== Your task ==
Count lines holding the string "React" in the data that follows. Reply with one number only.
## Start
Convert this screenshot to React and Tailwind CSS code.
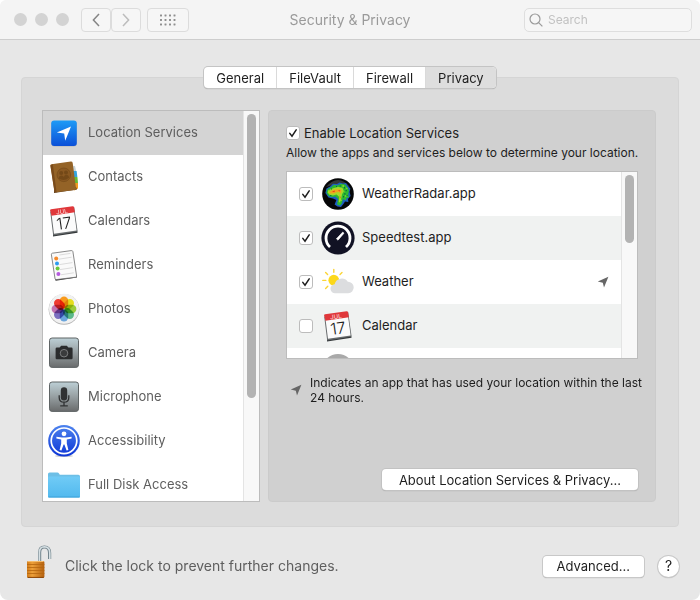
import React, { useState } from "react";

function LocationIcon() {
    return (
        <svg viewBox="0 0 32 32" className="size-8">
            <defs>
                <linearGradient id="loc" x1="0" y1="0" x2="0" y2="1">
                    <stop offset="0" stopColor="#1d9bf6" />
                    <stop offset="1" stopColor="#0b50d8" />
                </linearGradient>
            </defs>
            <rect x="3.4" y="4.2" width="25.4" height="25.4" rx="3" fill="#0002" />
            <rect x="3.2" y="3.5" width="25.6" height="25.4" rx="3" fill="url(#loc)" />
            <path d="M23 9.4 L17.2 23.8 L16.2 16.4 L8.8 15.6 Z" fill="#fff" />
        </svg>
    );
}

function ContactsIcon() {
    return (
        <svg viewBox="0 0 32 32" className="size-8">
            <path d="M23 4.5 L27 5 L28.2 10 L24 12 Z" fill="#c9d3d6" />
            <path d="M24 10 L28.6 10 L29.4 16 L25 17 Z" fill="#35a3dd" />
            <path d="M25 16 L29.4 16 L30 22 L26 23 Z" fill="#67b936" />
            <path d="M26 22 L30 22 L30 27.4 L26 29.5 Z" fill="#f09a21" />
            <path d="M6 32 L29 28.6 L28 26 L6 29 Z" fill="#5b3a17" />
            <path
                d="M2.4 4.4 Q2.3 3.5 3.4 3.3 L22.8 .6 Q24.4 .5 24.7 1.9 L28 27.4 Q28 28.7 27 28.9 L8.2 31.3 Q6.6 31.4 6.4 30.2 Z"
                fill="#946327"
            />
            <path d="M2.4 4.4 L4.8 3.2 L8.6 31.2 Q6.6 31.4 6.4 30.2 Z" fill="#7a4b1b" />
            <circle cx="15.8" cy="13.8" r="6.8" fill="#8a5922" stroke="#764a18" strokeWidth=".7" />
            <g fill="#744918">
                <circle cx="13.2" cy="12" r="2" />
                <circle cx="18" cy="11.4" r="2" />
                <path d="M10.5 17.6 Q11 14.4 13.6 14.4 Q15.4 14.4 15.8 16 Q16.4 13.8 18.6 13.8 Q20.8 14 21.2 16.4 Q16.4 20.8 10.5 17.6Z" />
            </g>
        </svg>
    );
}

function CalendarIcon() {
    return (
        <svg viewBox="0 0 32 32" className="size-8">
            <path d="M5 31.4 L29.6 27.8 L29 25 L5 28.5 Z" fill="#35393b" />
            <path d="M2.2 6.4 L26.2 2.2 L29.6 26.6 L5.2 30.4 Z" fill="#676b6d" />
            <path d="M3.4 8 L25.8 4.4 L28.6 25.4 L6 28.8 Z" fill="#fbfbfb" />
            <path d="M2.2 5.2 Q2.2 4.4 3 4.2 L24.6 1.2 Q25.8 1.2 26 2 L26.9 7.2 L3.4 10.8 Z" fill="#e0383b" />
            <g transform="rotate(-8 16 16)" fontFamily="Inter, sans-serif" textAnchor="middle">
                <text x="15.2" y="8.6" fontSize="6" fill="#ffe1e1">JUL</text>
                <text x="15.6" y="24" fontSize="16" fontWeight="300" fill="#222">17</text>
            </g>
        </svg>
    );
}

function RemindersIcon() {
    return (
        <svg viewBox="0 0 32 32" className="size-8">
            <path d="M7.6 31.7 L29 28.6 L28.6 26.6 L7 29 Z" fill="#333" />
            <path
                d="M3.4 5.6 Q3.3 4.4 4.4 4.2 L23.2 1.6 Q24.6 1.4 24.9 2.6 L28.6 27 Q28.6 28 27.6 28.2 L8.4 30.6 Q7.2 30.6 7 29.6 Z"
                fill="#fafafa"
                stroke="#6b6b6b"
                strokeWidth=".8"
            />
            <g stroke="#cfcfcf" strokeWidth=".7">
                <path d="M11.4 6 L22.4 4.4 M10.8 10.2 L23.6 8.2 M11.4 15.6 L24.4 13.6 M12 20.6 L25 18.6 M12.8 25.8 L25.8 23.8" />
            </g>
            <circle cx="8.2" cy="9.4" r="2" fill="#f58a2c" />
            <circle cx="9" cy="14.6" r="2" fill="#2d9cf0" />
            <circle cx="9.6" cy="19.6" r="2" fill="#6ac83c" />
            <circle cx="10.4" cy="25" r="2" fill="#b75be0" />
        </svg>
    );
}

const petals = ["#f89a1c", "#e5dd1e", "#9bcb3c", "#5cb98a", "#6aa5dc", "#7c6fc0", "#c273b0", "#ee3b30"];

function PhotosIcon() {
    return (
        <svg viewBox="0 0 32 32" className="size-8">
            <circle cx="16" cy="16.3" r="15.4" fill="#b5b5b5" />
            <circle cx="16" cy="15.8" r="15" fill="#f1f1f1" />
            <g style={{ isolation: "isolate" }}>
                {petals.map((color, i) => (
                    <rect
                        key={color}
                        x="11.8"
                        y="3.6"
                        width="8.4"
                        height="12"
                        rx="4.2"
                        fill={color}
                        transform={`rotate(${i * 45} 16 16)`}
                        style={{ mixBlendMode: "multiply" }}
                    />
                ))}
            </g>
        </svg>
    );
}

function MetalPlate({ id, children }) {
    return (
        <svg viewBox="0 0 32 32" className="size-8">
            <defs>
                <linearGradient id={id} x1="0" y1="0" x2="0" y2="1">
                    <stop offset="0" stopColor="#bdd0d6" />
                    <stop offset=".45" stopColor="#9ba4a7" />
                    <stop offset="1" stopColor="#696b6c" />
                </linearGradient>
            </defs>
            <rect x="1.5" y="1" width="29" height="29.4" rx="2.6" fill={`url(#${id})`} stroke="#5f6465" />
            {children}
        </svg>
    );
}

function CameraIcon() {
    return (
        <MetalPlate id="camera">
            <path
                d="M9 10.6 L11.6 10.6 L13.2 8.8 H18.8 L20.4 10.6 H23.4 Q24.6 10.6 24.6 11.8 V21 Q24.6 22.2 23.4 22.2 H8.8 Q7.6 22.2 7.6 21 V11.8 Q7.6 10.6 9 10.6Z"
                fill="#2b2c2d"
            />
            <circle cx="16" cy="16.2" r="3.8" fill="#3a3b3c" stroke="#8b8d8e" strokeWidth=".8" />
        </MetalPlate>
    );
}

function MicrophoneIcon() {
    return (
        <MetalPlate id="mic">
            <rect x="12.8" y="6.2" width="6.4" height="13.2" rx="3.2" fill="#303233" />
            <path
                d="M11.2 14.2 V16.4 Q11.2 21.2 16 21.2 Q20.8 21.2 20.8 16.4 V14.2 M16 21.2 V24.8 M12.2 24.8 H19.8"
                fill="none"
                stroke="#303233"
                strokeWidth="1.3"
            />
        </MetalPlate>
    );
}

function AccessibilityIcon() {
    return (
        <svg viewBox="0 0 32 32" className="size-8">
            <defs>
                <linearGradient id="access" x1="0" y1="0" x2="0" y2="1">
                    <stop offset="0" stopColor="#4d83ee" />
                    <stop offset="1" stopColor="#0d35d6" />
                </linearGradient>
            </defs>
            <ellipse cx="16" cy="31" rx="9" ry="1" fill="#0003" />
            <circle cx="16" cy="15.8" r="15.8" fill="url(#access)" />
            <circle cx="16" cy="15.8" r="12.8" fill="none" stroke="#fff" strokeWidth="1.7" />
            <circle cx="16" cy="8.8" r="2.4" fill="#fff" />
            <path
                d="M8.4 11.8 L14 12.4 H18 L23.6 11.8 V13.4 L18.8 14.6 V18.4 L20.4 25 L18.6 25.4 L16.4 19.4 H15.6 L13.4 25.4 L11.6 25 L13.2 18.4 V14.6 L8.4 13.4 Z"
                fill="#fff"
            />
        </svg>
    );
}

function FolderIcon() {
    return (
        <svg viewBox="0 0 32 32" className="size-8">
            <defs>
                <linearGradient id="folder" x1="0" y1="0" x2="0" y2="1">
                    <stop offset="0" stopColor="#70cbf6" />
                    <stop offset="1" stopColor="#52b9ee" />
                </linearGradient>
            </defs>
            <path d="M0 5 Q0 3.4 1.6 3.4 H9.4 Q10.4 3.4 11 4.4 L11.8 5.8 H30.4 Q32 5.8 32 7.4 V11 H0 Z" fill="#6dbfe6" />
            <rect y="7.4" width="32" height="21.2" rx="1.2" fill="url(#folder)" />
            <path d="M.6 28 H31.4" stroke="#3fa2d8" />
        </svg>
    );
}

function RadarIcon() {
    return (
        <svg viewBox="0 0 32 32" className="size-8">
            <circle cx="16" cy="16" r="15.8" fill="#050607" />
            <path d="M4 9 Q16 -5 28 9 Q16 4 4 9Z" fill="#55595c" opacity=".6" />
            <path
                d="M3.4 15 L4.4 10.6 L8 8.4 L11 5.8 L15 6 L17.6 4.4 L21 5.6 L24 5 L26 8 L28.4 10.6 L27.6 14 L28.6 18 L26 21 L26.4 24 L23 23.6 L21.4 26 L19 29 L15.4 28.4 L12.6 26.4 L14.4 22 L11 20.4 L6.4 19.6 Z"
                fill="#1d5fc0"
            />
            <path
                d="M4.4 14.6 L5.6 11 L9 9.2 L12 6.8 L15.6 7.4 L19 5.8 L23.4 6.4 L25.4 9.6 L27 12.4 L26.2 16.6 L27 19.4 L24.4 20 L24 22.6 L21 21 L19.8 25.4 L18 27.6 L15 26.6 L16.2 21 L13.4 18.6 L9.6 19 L6.6 18 Z"
                fill="#2cba30"
            />
            <path
                d="M5.6 14.4 L8 11.6 L12 10 L16 9 L20.4 9.8 L21.8 13 L20 16.4 L19.4 20 L18 24.6 L16.8 24 L17 18.8 L14.6 16.4 L11 17.4 L7.6 16.8 Z"
                fill="#a9d828"
            />
            <path
                d="M7 14.4 L9.4 12.6 L13.4 11.6 L17.4 11.2 L19.4 12.6 L18.6 15.4 L17 14 L14.4 14.2 L11.6 15.6 L8.6 15.6 Z"
                fill="#f2a21e"
            />
            <path d="M10 13.6 L13 12.6 L12.4 14.2 Z M16 12 L18.4 12.6 L17.6 13.4 Z M17.8 17.4 L18.6 19.4 L17.8 21 Z" fill="#e2401c" />
            <path
                d="M22 9 h1 v1.4 h-1z M23.6 12 h1.2 v1.2 h-1.2z M22.4 15 h1 v1.8 h-1z M14 8 h1 v1 h-1z M21 18 h1 v1.4 h-1z M17.6 7.4 h1.4 v1 h-1.4z M24.6 17 h1 v1 h-1z M9 10.4 h1 v1 h-1z M8 17.2 h1.4 v.8 h-1.4z"
                fill="#0b6a3b"
            />
            <path
                d="M20.4 7.4 h1.6 v1 h-1.6z M24.4 9.8 h1 v1 h-1z M21.6 13.4 h.8 v.8 h-.8z M23.2 17.6 h1 v1 h-1z M18.6 21.8 h1 v1 h-1z M6 12.4 h1 v1 h-1z"
                fill="#d8e82c"
            />
        </svg>
    );
}

function SpeedtestIcon() {
    return (
        <svg viewBox="0 0 34 34" className="size-[34px]">
            <circle cx="17" cy="17" r="16.6" fill="#111224" />
            <path d="M9 26 A12 12 0 1 1 25 26" fill="none" stroke="#fff" strokeWidth="2.8" />
            <path d="M15.4 17.8 L21.8 11 L23 12.2 L17 19.2 Z" fill="#fff" stroke="#fff" strokeWidth=".6" />
        </svg>
    );
}

function WeatherIcon() {
    return (
        <svg viewBox="0 0 32 32" className="size-8">
            <g stroke="#fbd535" strokeWidth="1.4" strokeLinecap="round">
                <path d="M11.8 3.4 V6.2 M3.6 6.4 L5.6 8.4 M.8 14.4 H3.8 M3.6 22.4 L5.8 20.2 M20 6.4 L18 8.4" />
            </g>
            <circle cx="11.8" cy="14.2" r="5.4" fill="#fcd81a" />
            <path
                d="M13.4 27.2 A4.5 4.5 0 0 1 12.6 18.2 A7.3 7.3 0 0 1 25.8 15.8 A5.7 5.7 0 0 1 26.2 27.2 Z"
                fill="#dcdddf"
            />
        </svg>
    );
}

function ArrowMark() {
    return (
        <svg viewBox="0 0 12 12" className="size-3 shrink-0">
            <path d="M11.4 .8 L7 11.6 L5.8 6.8 L.8 5.6 Z" fill="#666" />
        </svg>
    );
}

function LockIcon() {
    return (
        <svg viewBox="0 0 28 36" className="h-9 w-7 shrink-0">
            <defs>
                <linearGradient id="brass" x1="0" y1="0" x2="1" y2="0">
                    <stop offset="0" stopColor="#d07a18" />
                    <stop offset=".3" stopColor="#eda03a" />
                    <stop offset="1" stopColor="#b4600f" />
                </linearGradient>
            </defs>
            <path d="M14.6 18 V8.5 Q14.6 3 19.4 3 Q24.6 3 24.6 9 V15" fill="none" stroke="#74858d" strokeWidth="3.2" />
            <path d="M14.4 18 V8.5 Q14.6 2.8 19.4 2.8 Q24.8 3 24.8 9 V15" fill="none" stroke="#d5dfe3" strokeWidth="1.6" />
            <rect x="2" y="17" width="17.4" height="17" rx="1.4" fill="url(#brass)" />
            <path d="M2 20.5 H19.4 M2 23.5 H19.4 M2 26.5 H19.4 M2 29.5 H19.4" stroke="#b5660f" strokeWidth=".8" />
            <path d="M2.6 33.4 H18.8" stroke="#8a4508" />
            <path d="M3 17.5 H18.6" stroke="#f6bb68" />
        </svg>
    );
}

const categories = [
    { name: "Location Services", icon: <LocationIcon /> },
    { name: "Contacts", icon: <ContactsIcon /> },
    { name: "Calendars", icon: <CalendarIcon /> },
    { name: "Reminders", icon: <RemindersIcon /> },
    { name: "Photos", icon: <PhotosIcon /> },
    { name: "Camera", icon: <CameraIcon /> },
    { name: "Microphone", icon: <MicrophoneIcon /> },
    { name: "Accessibility", icon: <AccessibilityIcon /> },
    { name: "Full Disk Access", icon: <FolderIcon /> },
];

const apps = [
    { name: "WeatherRadar.app", icon: <RadarIcon />, allowed: true },
    { name: "Speedtest.app", icon: <SpeedtestIcon />, allowed: true },
    { name: "Weather", icon: <WeatherIcon />, allowed: true, recent: true },
    { name: "Calendar", icon: <CalendarIcon />, allowed: false },
];

const tabs = ["General", "FileVault", "Firewall", "Privacy"];

function Checkbox({ id, defaultChecked }) {
    return (
        <span className="relative size-[14px] shrink-0">
            <input
                id={id}
                type="checkbox"
                defaultChecked={defaultChecked}
                className="peer block size-[14px] appearance-none rounded-[3px] border border-[#bcbcbc] bg-white"
            />
            <svg
                viewBox="0 0 14 14"
                className="pointer-events-none absolute inset-0 hidden size-[14px] peer-checked:block"
            >
                <path d="M3.8 7.4 L6 10.2 L10.2 3.8" fill="none" stroke="#1c1c1c" strokeWidth="1.5" strokeLinecap="round" />
            </svg>
        </span>
    );
}

function ScrollTrack({ children }) {
    return (
        <div className="w-4 shrink-0 border-l border-[#e4e4e4] bg-[#f8f8f8] px-[3px] pt-[3px]">
            {children}
        </div>
    );
}

function TitleBar() {
    return (
        <header className="flex h-10 items-center rounded-t-md border-b border-[#cdcdcd] bg-[#f4f4f4] px-2">
            <div className="flex flex-1 items-center">
                <div className="ml-[6px] flex gap-2">
                    <span className="size-[13px] rounded-full bg-[#d3d3d3]" />
                    <span className="size-[13px] rounded-full bg-[#d3d3d3]" />
                    <span className="size-[13px] rounded-full bg-[#d3d3d3]" />
                </div>
                <nav className="ml-3 flex">
                    <button
                        aria-label="Back"
                        className="flex h-6 w-[30px] items-center justify-center rounded-[4px] border border-[#dcdcdc] bg-[#f6f6f6]"
                    >
                        <svg viewBox="0 0 8 14" className="h-[14px] w-2">
                            <path d="M7 1 L1.4 7 L7 13" fill="none" stroke="#858585" strokeWidth="1.5" />
                        </svg>
                    </button>
                    <button
                        aria-label="Forward"
                        className="flex h-6 w-[30px] items-center justify-center rounded-[4px] border border-[#dcdcdc] bg-[#f6f6f6]"
                    >
                        <svg viewBox="0 0 8 14" className="h-[14px] w-2">
                            <path d="M1 1 L6.6 7 L1 13" fill="none" stroke="#bdbdbd" strokeWidth="1.5" />
                        </svg>
                    </button>
                </nav>
                <button
                    aria-label="Show All"
                    className="ml-[6px] flex h-6 w-[42px] items-center justify-center rounded-[4px] border border-[#dcdcdc] bg-[#f6f6f6]"
                >
                    <svg viewBox="0 0 16 12" className="h-3 w-4" fill="#8f8f8f">
                        {[0, 1, 2].map((row) =>
                            [0, 1, 2, 3].map((col) => (
                                <rect key={`${row}-${col}`} x={col * 4.5} y={row * 4.5 + 0.4} width="2" height="2" rx=".4" />
                            ))
                        )}
                    </svg>
                </button>
            </div>
            <h1 className="text-sm text-[#9a9a9a]">Security &amp; Privacy</h1>
            <div className="flex flex-1 justify-end">
                <label className="flex h-6 w-[168px] items-center gap-[5px] rounded-[5px] border border-[#dedede] bg-[#f6f6f6] pl-1">
                    <svg viewBox="0 0 14 14" className="size-[14px] shrink-0" fill="none" stroke="#9a9a9a" strokeWidth="1.2">
                        <circle cx="6" cy="6" r="5" />
                        <path d="M9.6 9.6 L13.4 13.4" />
                    </svg>
                    <input
                        type="search"
                        aria-label="Search"
                        placeholder="Search"
                        className="w-full min-w-0 text-xs outline-none placeholder:text-[#c2c2c2]"
                    />
                </label>
            </div>
        </header>
    );
}

function CategoryList() {
    const [selected, setSelected] = useState("Location Services");

    return (
        <div className="flex h-[392px] w-[218px] shrink-0 border border-[#bcbcbc] bg-white">
            <ul className="flex-1 overflow-hidden">
                {categories.map((item) => (
                    <li key={item.name}>
                        <button
                            onClick={() => setSelected(item.name)}
                            className={
                                item.name === selected
                                    ? "flex h-11 w-full items-center gap-2 bg-[#d4d4d4] pl-[5px]"
                                    : "flex h-11 w-full items-center gap-2 pl-[5px]"
                            }
                        >
                            {item.icon}
                            <span className="text-[13px] text-[#5e5e5e]">{item.name}</span>
                        </button>
                    </li>
                ))}
            </ul>
            <ScrollTrack>
                <div className="h-[284px] rounded-full bg-[#b3b3b3]" />
            </ScrollTrack>
        </div>
    );
}

function LocationPane() {
    return (
        <section className="flex flex-1 flex-col rounded-[4px] border border-[#cbcbcb] bg-[#d0d0d0] px-[17px] pt-3 pb-[11px]">
            <div className="flex items-center gap-1">
                <Checkbox id="enable" defaultChecked />
                <label htmlFor="enable" className="text-[13px]/[20px] text-[#1e1e1e]">
                    Enable Location Services
                </label>
            </div>
            <p className="-mr-3 text-xs/[20px] text-[#1e1e1e]">
                Allow the apps and services below to determine your location.
            </p>

            <div className="mt-2 flex h-[188px] border border-[#bcbcbc] bg-white">
                <ul className="flex-1 overflow-hidden">
                    {apps.map((app) => (
                        <li key={app.name} className="flex h-11 items-center px-3 even:bg-[#f0f2f1]">
                            <Checkbox id={app.name} defaultChecked={app.allowed} />
                            <span className="ml-2 flex w-[34px] shrink-0 justify-center">{app.icon}</span>
                            <label htmlFor={app.name} className="ml-[7px] flex-1 text-[13px] text-[#1e1e1e]">
                                {app.name}
                            </label>
                            {app.recent && <ArrowMark />}
                        </li>
                    ))}
                    <li className="flex h-11 items-center pl-[35px]">
                        <span className="size-8 rounded-full bg-[#a9a9a9]" />
                    </li>
                </ul>
                <ScrollTrack>
                    <div className="h-[68px] rounded-full bg-[#b3b3b3]" />
                </ScrollTrack>
            </div>

            <div className="mt-4 -mr-3 flex items-center gap-2 pl-1">
                <ArrowMark />
                <p className="text-xs/[15px] text-[#1e1e1e]">
                    Indicates an app that has used your location within the last 24 hours.
                </p>
            </div>

            <button className="mt-auto h-[21px] self-end rounded-[4px] bg-white px-[17px] text-[13px]/[20px] text-[#1e1e1e] shadow-[0_0_0_1px_#c2c2c2,0_1px_1px_#999]">
                About Location Services &amp; Privacy...
            </button>
        </section>
    );
}

export default function App() {
    const [tab, setTab] = useState("Privacy");

    return (
        <div className="flex min-h-screen flex-col rounded-lg bg-[#e7e7e7] font-['Inter',sans-serif]">
            <TitleBar />

            <main className="px-[21px] pt-[27px]">
                <div className="relative z-10 flex justify-center">
                    <div
                        role="tablist"
                        className="flex h-[21px] divide-x divide-[#dadada] overflow-hidden rounded-[4px] bg-white shadow-[0_0_0_1px_#c4c4c4,0_1px_1px_#999]"
                    >
                        {tabs.map((name) => (
                            <button
                                key={name}
                                role="tab"
                                aria-selected={name === tab}
                                onClick={() => setTab(name)}
                                className="px-3 text-[13px]/[20px] text-[#1e1e1e] aria-selected:bg-[#dedede]"
                            >
                                {name}
                            </button>
                        ))}
                    </div>
                </div>

                <div className="-mt-[11px] flex gap-2 rounded-[4px] border border-[#d5d5d5] bg-[#dcdcdc] pt-8 pr-[22px] pb-6 pl-5">
                    <CategoryList />
                    <LocationPane />
                </div>
            </main>

            <footer className="mt-[17px] flex items-center pr-[21px] pl-[25px]">
                <div className="shrink-0 pb-2">
                    <LockIcon />
                </div>
                <p className="ml-3 flex-1 text-sm text-[#5e5e5e]">
                    Click the lock to prevent further changes.
                </p>
                <button className="h-[21px] rounded-[4px] bg-white px-[14px] text-[13px]/[20px] text-[#1e1e1e] shadow-[0_0_0_1px_#c8c8c8,0_1px_1px_#999]">
                    Advanced...
                </button>
                <button
                    aria-label="Help"
                    className="ml-[14px] size-[21px] rounded-full bg-white text-sm/[20px] text-[#1e1e1e] shadow-[0_0_0_1px_#c8c8c8,0_1px_1px_#999]"
                >
                    ?
                </button>
            </footer>
        </div>
    );
}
## End
== Completed exercise ==
2